■ Data provided ■

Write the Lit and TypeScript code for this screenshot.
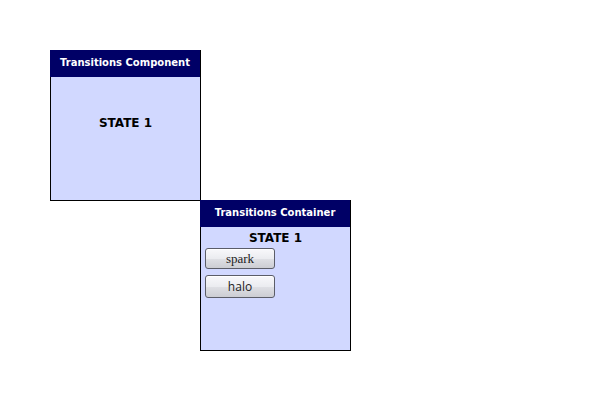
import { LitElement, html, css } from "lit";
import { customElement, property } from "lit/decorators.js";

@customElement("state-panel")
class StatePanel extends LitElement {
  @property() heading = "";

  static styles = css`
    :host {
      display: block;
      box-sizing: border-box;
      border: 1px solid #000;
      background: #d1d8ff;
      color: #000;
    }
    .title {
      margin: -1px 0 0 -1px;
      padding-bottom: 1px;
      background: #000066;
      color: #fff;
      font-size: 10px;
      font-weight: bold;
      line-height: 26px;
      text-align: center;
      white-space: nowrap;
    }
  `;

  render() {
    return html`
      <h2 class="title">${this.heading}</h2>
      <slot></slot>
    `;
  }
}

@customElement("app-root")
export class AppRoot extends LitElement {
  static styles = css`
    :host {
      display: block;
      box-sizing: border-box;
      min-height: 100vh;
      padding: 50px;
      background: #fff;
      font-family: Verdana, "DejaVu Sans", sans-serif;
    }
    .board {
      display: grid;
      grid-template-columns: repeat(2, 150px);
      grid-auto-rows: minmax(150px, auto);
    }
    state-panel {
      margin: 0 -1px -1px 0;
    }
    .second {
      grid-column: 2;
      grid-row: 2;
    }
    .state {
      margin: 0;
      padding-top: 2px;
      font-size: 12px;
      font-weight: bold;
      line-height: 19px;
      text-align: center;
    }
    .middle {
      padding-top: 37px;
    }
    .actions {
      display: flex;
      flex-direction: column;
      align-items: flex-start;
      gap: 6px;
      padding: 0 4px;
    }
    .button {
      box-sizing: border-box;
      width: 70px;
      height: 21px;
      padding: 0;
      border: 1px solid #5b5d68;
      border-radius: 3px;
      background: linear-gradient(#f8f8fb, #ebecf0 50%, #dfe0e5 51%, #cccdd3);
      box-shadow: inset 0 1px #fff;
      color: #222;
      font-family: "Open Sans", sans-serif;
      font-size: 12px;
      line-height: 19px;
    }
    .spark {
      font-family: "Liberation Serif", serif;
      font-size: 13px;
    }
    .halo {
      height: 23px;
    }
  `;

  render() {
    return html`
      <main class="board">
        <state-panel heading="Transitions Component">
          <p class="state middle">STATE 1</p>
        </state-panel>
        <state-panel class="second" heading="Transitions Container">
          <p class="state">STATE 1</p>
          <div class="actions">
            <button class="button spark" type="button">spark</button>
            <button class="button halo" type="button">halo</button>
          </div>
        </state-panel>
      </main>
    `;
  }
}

■ Exercise ■
Write out every line above exactly as it is, leaving out the pictures.

■ Exercise output ■
Write the Lit and TypeScript code for this screenshot.
import { LitElement, html, css } from "lit";
import { customElement, property } from "lit/decorators.js";

@customElement("state-panel")
class StatePanel extends LitElement {
  @property() heading = "";

  static styles = css`
    :host {
      display: block;
      box-sizing: border-box;
      border: 1px solid #000;
      background: #d1d8ff;
      color: #000;
    }
    .title {
      margin: -1px 0 0 -1px;
      padding-bottom: 1px;
      background: #000066;
      color: #fff;
      font-size: 10px;
      font-weight: bold;
      line-height: 26px;
      text-align: center;
      white-space: nowrap;
    }
  `;

  render() {
    return html`
      <h2 class="title">${this.heading}</h2>
      <slot></slot>
    `;
  }
}

@customElement("app-root")
export class AppRoot extends LitElement {
  static styles = css`
    :host {
      display: block;
      box-sizing: border-box;
      min-height: 100vh;
      padding: 50px;
      background: #fff;
      font-family: Verdana, "DejaVu Sans", sans-serif;
    }
    .board {
      display: grid;
      grid-template-columns: repeat(2, 150px);
      grid-auto-rows: minmax(150px, auto);
    }
    state-panel {
      margin: 0 -1px -1px 0;
    }
    .second {
      grid-column: 2;
      grid-row: 2;
    }
    .state {
      margin: 0;
      padding-top: 2px;
      font-size: 12px;
      font-weight: bold;
      line-height: 19px;
      text-align: center;
    }
    .middle {
      padding-top: 37px;
    }
    .actions {
      display: flex;
      flex-direction: column;
      align-items: flex-start;
      gap: 6px;
      padding: 0 4px;
    }
    .button {
      box-sizing: border-box;
      width: 70px;
      height: 21px;
      padding: 0;
      border: 1px solid #5b5d68;
      border-radius: 3px;
      background: linear-gradient(#f8f8fb, #ebecf0 50%, #dfe0e5 51%, #cccdd3);
      box-shadow: inset 0 1px #fff;
      color: #222;
      font-family: "Open Sans", sans-serif;
      font-size: 12px;
      line-height: 19px;
    }
    .spark {
      font-family: "Liberation Serif", serif;
      font-size: 13px;
    }
    .halo {
      height: 23px;
    }
  `;

  render() {
    return html`
      <main class="board">
        <state-panel heading="Transitions Component">
          <p class="state middle">STATE 1</p>
        </state-panel>
        <state-panel class="second" heading="Transitions Container">
          <p class="state">STATE 1</p>
          <div class="actions">
            <button class="button spark" type="button">spark</button>
            <button class="button halo" type="button">halo</button>
          </div>
        </state-panel>
      </main>
    `;
  }
}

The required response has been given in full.